Die gemäß § 29 Abs. 2 FGG i. V. m. § 49 Abs. 1 und 2 PStG zulässige, insbesondere fristgerecht eingelegte sofortige weitere Beschwerde ist begründet. Der Eintrag über die Vaterschaft des Verfahrensbeteiligten zu 4 ist gemäß § 47 Abs. 1 Satz 1 PStG auf Antrag der Verfahrensbeteiligten zu 1 zu löschen. Das Geburtenbuch ist insoweit unrichtig. Denn die Anerkennung der Vaterschaft durch den Verfahrensbeteiligten zu 4 ist gemäß § 1594 Abs. 2 BGB unwirksam. Danach ist eine Anerkennung der Vaterschaft nicht wirksam, solange die Vaterschaft eines anderen Mannes besteht. So liegt es hier. Im Zeitpunkt der Geburt war die Verfahrensbeteiligte zu 3 noch mit dem Verfahrensbeteiligten zu 5 verheiratet. Letzterer ist daher gemäß § 1592 Nr. 1 BGB Vater des Kindes.

Anders als das Landgericht vertritt der Senat nicht die Auffassung, dass der Verstoß gegen § 1594 Abs. 2 BGB gemäß § 1598 Abs. 2 BGB geheilt ist. Sind seit der Eintragung in ein deutsches Personenstandsbuch fünf Jahre verstrichen, so ist diese Anerkennung nach § 1598 Abs. 2 BGB wirksam, auch wenn sie den Erfordernissen der vorstehenden Vorschriften nicht genügt. Zu diesen Vorschriften - das ist dem Landgericht zuzugeben - zählt zunächst auch § 1594 Abs. 2 BGB. Dennoch ist § 1598 Abs. 2 BGB nicht auf die Anerkennungssperre des § 1594 Abs. 2 BGB anzuwenden (Rausch in jurisPK-BGB, 3. Aufl. 2006, § 1598 Rn. 11; RGRK/Böckermann, BGB, 12. Aufl., § 1600 f a. F. Rn. 9; Staudinger/Rauscher [2000], BGB, § 1598 Rn. 18).

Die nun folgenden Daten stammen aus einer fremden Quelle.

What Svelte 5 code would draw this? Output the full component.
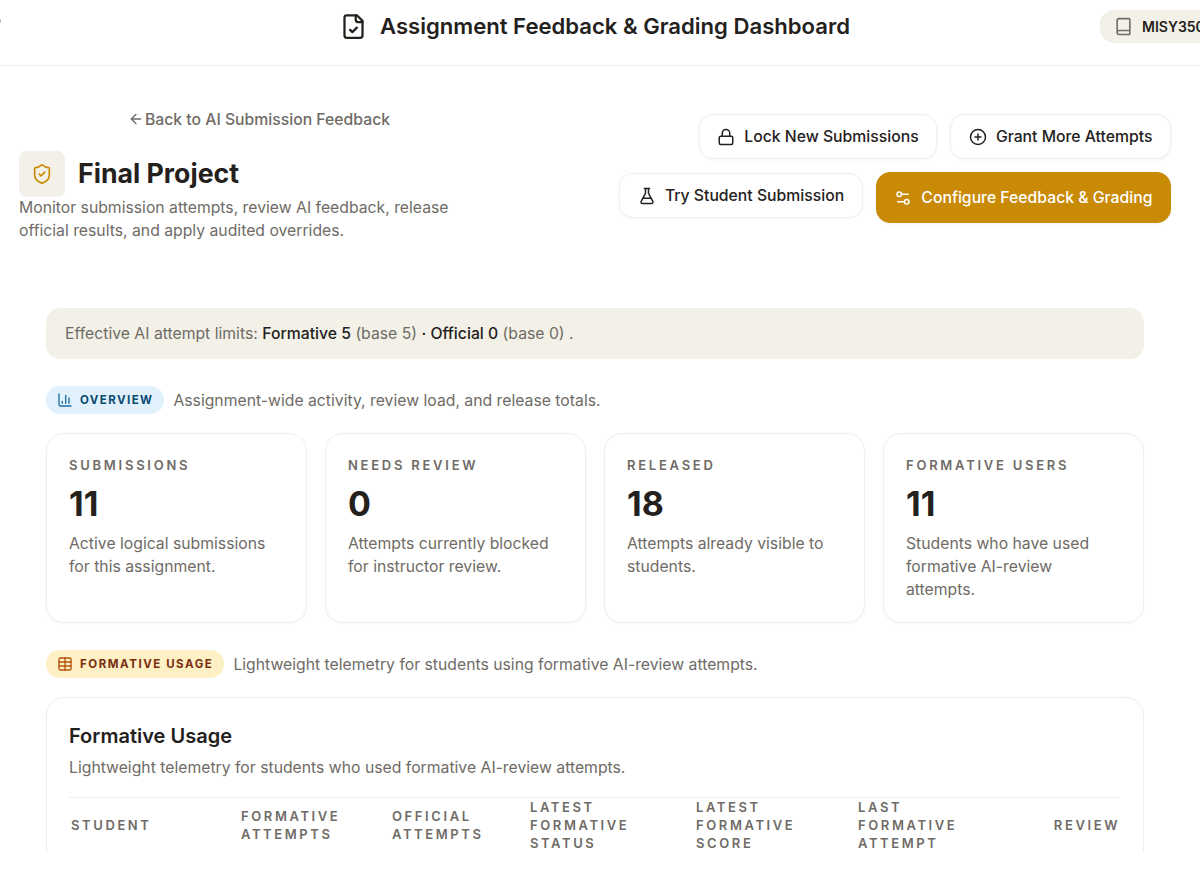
<script>
	const stats = [
		{ label: 'Submissions', value: '11', text: 'Active logical submissions for this assignment.' },
		{ label: 'Needs Review', value: '0', text: 'Attempts currently blocked for instructor review.' },
		{ label: 'Released', value: '18', text: 'Attempts already visible to students.' },
		{ label: 'Formative Users', value: '11', text: 'Students who have used formative AI-review attempts.' }
	];

	const columns = [
		{ label: 'Student', width: 170 },
		{ label: 'Formative Attempts', width: 151 },
		{ label: 'Official Attempts', width: 138 },
		{ label: 'Latest Formative Status', width: 166 },
		{ label: 'Latest Formative Score', width: 162 },
		{ label: 'Last Formative Attempt', width: 148 },
		{ label: 'Review', width: 116, right: true }
	];
</script>

<div class="viewport">
	<header class="topbar">
		<span class="edge-dot"></span>
		<div class="title">
			<svg class="title-icon" viewBox="0 0 24 24" fill="none" stroke="currentColor" stroke-width="2" stroke-linecap="round" stroke-linejoin="round">
				<path d="M15 2H6a2 2 0 0 0-2 2v16a2 2 0 0 0 2 2h12a2 2 0 0 0 2-2V7Z" />
				<path d="M14 2v4a2 2 0 0 0 2 2h4" />
				<path d="m9 15 2 2 4-4" />
			</svg>
			<h1>Assignment Feedback &amp; Grading Dashboard</h1>
		</div>
		<div class="course">
			<svg viewBox="0 0 24 24" fill="none" stroke="currentColor" stroke-width="2" stroke-linecap="round" stroke-linejoin="round">
				<path d="M4 19.5v-15A2.5 2.5 0 0 1 6.5 2H19a1 1 0 0 1 1 1v18a1 1 0 0 1-1 1H6.5a1 1 0 0 1 0-5H20" />
			</svg>
			<span>MISY350</span>
		</div>
	</header>

	<main>
		<section class="hero">
			<div class="hero-left">
				<a class="back" href="#back">
					<svg viewBox="0 0 24 24" fill="none" stroke="currentColor" stroke-width="2" stroke-linecap="round" stroke-linejoin="round">
						<path d="m12 19-7-7 7-7" />
						<path d="M19 12H5" />
					</svg>
					Back to AI Submission Feedback
				</a>
				<div class="project">
					<span class="project-icon">
						<svg viewBox="0 0 24 24" fill="none" stroke="currentColor" stroke-width="1.8" stroke-linecap="round" stroke-linejoin="round">
							<path d="M20 13c0 5-3.5 7.5-7.66 8.95a1 1 0 0 1-.67-.01C7.5 20.5 4 18 4 13V6a1 1 0 0 1 1-1c2 0 4.5-1.2 6.24-2.72a1.17 1.17 0 0 1 1.52 0C14.51 3.81 17 5 19 5a1 1 0 0 1 1 1z" />
							<path d="m9 12 2 2 4-4" />
						</svg>
					</span>
					<h2>Final Project</h2>
				</div>
				<p>Monitor submission attempts, review AI feedback, release official results, and apply audited overrides.</p>
			</div>

			<div class="actions">
				<button class="btn">
					<svg viewBox="0 0 24 24" fill="none" stroke="currentColor" stroke-width="2" stroke-linecap="round" stroke-linejoin="round">
						<rect width="18" height="11" x="3" y="11" rx="2" ry="2" />
						<path d="M7 11V7a5 5 0 0 1 10 0v4" />
					</svg>
					Lock New Submissions
				</button>
				<button class="btn">
					<svg viewBox="0 0 24 24" fill="none" stroke="currentColor" stroke-width="2" stroke-linecap="round" stroke-linejoin="round">
						<circle cx="12" cy="12" r="10" />
						<path d="M8 12h8" />
						<path d="M12 8v8" />
					</svg>
					Grant More Attempts
				</button>
				<button class="btn">
					<svg viewBox="0 0 24 24" fill="none" stroke="currentColor" stroke-width="2" stroke-linecap="round" stroke-linejoin="round">
						<path d="M14 2v6a2 2 0 0 0 .245.96l5.51 10.08A2 2 0 0 1 18 22H6a2 2 0 0 1-1.755-2.96l5.51-10.08A2 2 0 0 0 10 8V2" />
						<path d="M6.453 15h11.094" />
						<path d="M8.5 2h7" />
					</svg>
					Try Student Submission
				</button>
				<button class="btn primary">
					<svg viewBox="0 0 24 24" fill="none" stroke="currentColor" stroke-width="2" stroke-linecap="round" stroke-linejoin="round">
						<path d="M14 17H5" />
						<path d="M19 7h-9" />
						<circle cx="17" cy="17" r="3" />
						<circle cx="7" cy="7" r="3" />
					</svg>
					Configure Feedback &amp; Grading
				</button>
			</div>
		</section>

		<div class="limits">
			Effective AI attempt limits: <strong>Formative 5</strong> (base 5) <strong>· Official 0</strong> (base 0) .
		</div>

		<div class="section-head">
			<span class="chip blue">
				<svg viewBox="0 0 24 24" fill="none" stroke="currentColor" stroke-width="2" stroke-linecap="round" stroke-linejoin="round">
					<path d="M3 3v16a2 2 0 0 0 2 2h16" />
					<path d="M18 17V9" />
					<path d="M13 17V5" />
					<path d="M8 17v-3" />
				</svg>
				Overview
			</span>
			<span class="section-note">Assignment-wide activity, review load, and release totals.</span>
		</div>

		<div class="stats">
			{#each stats as stat}
				<div class="stat">
					<div class="stat-label">{stat.label}</div>
					<div class="stat-value">{stat.value}</div>
					<p>{stat.text}</p>
				</div>
			{/each}
		</div>

		<div class="section-head usage-head">
			<span class="chip amber">
				<svg viewBox="0 0 24 24" fill="none" stroke="currentColor" stroke-width="2" stroke-linecap="round" stroke-linejoin="round">
					<path d="M12 3v18" />
					<rect width="18" height="18" x="3" y="3" rx="2" />
					<path d="M3 9h18" />
					<path d="M3 15h18" />
				</svg>
				Formative Usage
			</span>
			<span class="section-note">Lightweight telemetry for students using formative AI-review attempts.</span>
		</div>

		<section class="usage">
			<h3>Formative Usage</h3>
			<p>Lightweight telemetry for students who used formative AI-review attempts.</p>
			<table>
				<thead>
					<tr>
						{#each columns as col}
							<th class:right={col.right} style="width: {col.width}px">{col.label}</th>
						{/each}
					</tr>
				</thead>
			</table>
		</section>
	</main>
</div>

<style>
	:global(body) {
		background: #fff;
		font-family: Inter, 'Liberation Sans', sans-serif;
		color: #24211d;
		overflow: hidden;
	}

	.viewport {
		height: 853px;
		overflow: hidden;
	}

	svg {
		display: block;
		flex: none;
	}

	.topbar {
		position: relative;
		height: 65px;
		border-bottom: 1px solid #f0efec;
		display: flex;
		align-items: center;
		justify-content: center;
	}

	.edge-dot {
		position: absolute;
		left: -2px;
		top: 19px;
		width: 3px;
		height: 4px;
		border-radius: 2px;
		background: #b9b6b1;
	}

	.title {
		display: flex;
		align-items: center;
		gap: 13px;
		margin-left: -10px;
		margin-top: -13px;
	}

	.title-icon {
		width: 27px;
		height: 27px;
	}

	h1 {
		margin: 0;
		font-size: 22.1px;
		font-weight: 600;
		line-height: 28px;
		color: #24211d;
	}

	.course {
		position: absolute;
		left: 1100px;
		top: 10px;
		width: 140px;
		height: 33px;
		box-sizing: border-box;
		padding-left: 13px;
		display: flex;
		align-items: center;
		gap: 9px;
		background: #f3f1e7;
		border: 1px solid #efede6;
		border-radius: 14px;
		font-size: 14px;
		font-weight: 600;
		color: #24211d;
	}

	.course svg {
		width: 19px;
		height: 19px;
		color: #6f6b66;
	}

	main {
		padding: 0 56px 0 46px;
	}

	.hero {
		display: flex;
		justify-content: space-between;
		margin: 0 -27px;
		height: 242px;
		box-sizing: border-box;
		padding-top: 42px;
	}

	.hero-left {
		width: 480px;
	}

	.back {
		display: flex;
		align-items: center;
		justify-content: center;
		gap: 1px;
		height: 22px;
		font-size: 15.75px;
		font-weight: 500;
		color: #6f6b66;
		text-decoration: none;
	}

	.back svg {
		width: 16px;
		height: 16px;
	}

	.project {
		display: flex;
		align-items: center;
		gap: 13px;
		margin-top: 21px;
	}

	.project-icon {
		width: 46px;
		height: 46px;
		border-radius: 8px;
		background: #f3f1e7;
		display: flex;
		align-items: center;
		justify-content: center;
		color: #c98a06;
	}

	.project-icon svg {
		width: 22px;
		height: 22px;
	}

	h2 {
		margin: -2px 0 0;
		font-size: 26.7px;
		font-weight: 700;
		color: #24211d;
	}

	.hero-left p {
		margin: 0;
		width: 450px;
		font-size: 15.75px;
		line-height: 22.5px;
		color: #6f6b66;
	}

	.actions {
		width: 570px;
		display: flex;
		flex-wrap: wrap;
		justify-content: flex-end;
		align-items: flex-start;
		align-content: flex-start;
		gap: 14px 13px;
		margin-top: 6px;
	}

	.btn {
		display: inline-flex;
		align-items: center;
		gap: 9px;
		height: 45px;
		padding: 0 17.6px;
		background: #fff;
		border: 1px solid #f0efec;
		border-radius: 14px;
		box-shadow: 0 1px 3px rgba(36, 33, 29, 0.05);
		font-family: inherit;
		font-size: 15.75px;
		font-weight: 500;
		color: #24211d;
	}

	.btn svg {
		width: 18px;
		height: 18px;
	}

	.btn.primary {
		height: 51px;
		margin-top: -1px;
		background: #c98a06;
		border-color: #c98a06;
		color: #fff;
	}

	.limits {
		height: 51px;
		box-sizing: border-box;
		padding-left: 19px;
		display: flex;
		align-items: center;
		white-space: pre-wrap;
		background: #f3f1e7;
		border-radius: 14px;
		font-size: 15.75px;
		color: #6f6b66;
	}

	.limits strong {
		font-weight: 500;
		color: #24211d;
	}

	.section-head {
		display: flex;
		align-items: center;
		gap: 9px;
		margin-top: 27px;
	}

	.chip {
		display: inline-flex;
		align-items: center;
		gap: 7px;
		height: 28px;
		padding: 0 11px;
		border-radius: 14px;
		font-size: 11.5px;
		font-weight: 700;
		text-transform: uppercase;
	}

	.chip svg {
		width: 16px;
		height: 16px;
	}

	.blue {
		background: #e1f1fc;
		color: #0b4a6f;
		letter-spacing: 1.42px;
	}

	.blue svg {
		color: #1a6fa8;
	}

	.amber {
		background: #fdf0c5;
		color: #7a2e0e;
		letter-spacing: 1.55px;
	}

	.amber svg {
		color: #b4540a;
	}

	.section-note {
		font-size: 15.75px;
		color: #6f6b66;
	}

	.stats {
		display: grid;
		grid-template-columns: repeat(4, 1fr);
		gap: 18px;
		margin-top: 19px;
	}

	.stat {
		height: 190px;
		box-sizing: border-box;
		padding: 22px 22px;
		background: #fff;
		border: 1px solid #f0efec;
		border-radius: 18px;
		box-shadow: 0 1px 3px rgba(36, 33, 29, 0.04);
	}

	.stat-label {
		font-size: 13px;
		line-height: 18px;
		font-weight: 600;
		letter-spacing: 2.75px;
		text-transform: uppercase;
		color: #6f6b66;
	}

	.stat-value {
		margin-top: 9px;
		font-size: 34px;
		line-height: 42px;
		font-weight: 700;
		color: #24211d;
	}

	.stat p {
		margin: 7px 0 0;
		font-size: 15.75px;
		line-height: 23px;
		color: #6f6b66;
	}

	.usage-head {
		margin-top: 27px;
	}

	.usage {
		margin-top: 19px;
		padding: 24px 22px;
		height: 300px;
		box-sizing: border-box;
		background: #fff;
		border: 1px solid #f0efec;
		border-radius: 18px;
	}

	h3 {
		margin: 0;
		font-size: 20px;
		line-height: 28px;
		font-weight: 600;
		color: #24211d;
	}

	.usage p {
		margin: 7px 0 0;
		font-size: 15.75px;
		line-height: 22px;
		color: #6f6b66;
	}

	table {
		width: 1051px;
		margin-top: 18px;
		border-collapse: collapse;
		table-layout: fixed;
		border-top: 1px solid #f0efec;
	}

	th {
		box-sizing: border-box;
		padding: 0 2px;
		text-align: left;
		font-size: 13px;
		line-height: 18px;
		font-weight: 600;
		letter-spacing: 2.6px;
		text-transform: uppercase;
		color: #6f6b66;
	}

	th.right {
		padding-right: 0;
		text-align: right;
	}
</style>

Das ergibt eine teleologische Auslegung von § 1598 Abs. 2 BGB. Nach ihrem Zweck soll die Heilungsvorschrift des § 1598 Abs. 2 BGB zur Befriedung von Unklarheiten über die Wirksamkeit der Anerkennung führen (Staudinger/Rauscher [2000], BGB, § 1598 Rn. 18). Die Anwendung des § 1598 Abs. 2 BGB verursachte jedoch eine nicht denkbare Doppelvaterschaft (RGRK/Böckermann, BGB, 12. Aufl., § 1600 f a. F. Rn. 8), was nicht zur Beseitigung von Unklarheiten beiträgt. Denn der Beteiligte zu 5 ist Vater gemäß § 1592 Nr. 1 BGB. Der Senat teilt hier nicht die Auffassung des Landgerichts, dass der Verfahrensbeteiligte zu 5 seine Vaterschaft durch eine etwaige Heilung gemäß § 1598 Abs. 2 BGB verlöre. § 1598 Abs. 2 BGB ordnet allein die Wirksamkeit einer unrichtigen Eintragung in ein deutsches Personenstandsbuch an. Die Vaterschaft des Verfahrensbeteiligten zu 5 ist jedoch im Geburtenbuch nicht eingetragen; § 1598 Abs. 2 BGB kann daher nicht einen Verlust der Vaterschaft des Verfahrensbeteiligten zu 5 bewirken.

Das Verfahren über die weitere Beschwerde ist gemäß § 131 Abs. 1 Satz 2 KostO gebührenfrei. Die Kosten des Beschwerdeverfahrens vor dem Landgericht hat die Verfahrensbeteiligte zu 3 gemäß § 131 Abs. 1 Satz 1 Nr. 1 KostO zu tragen.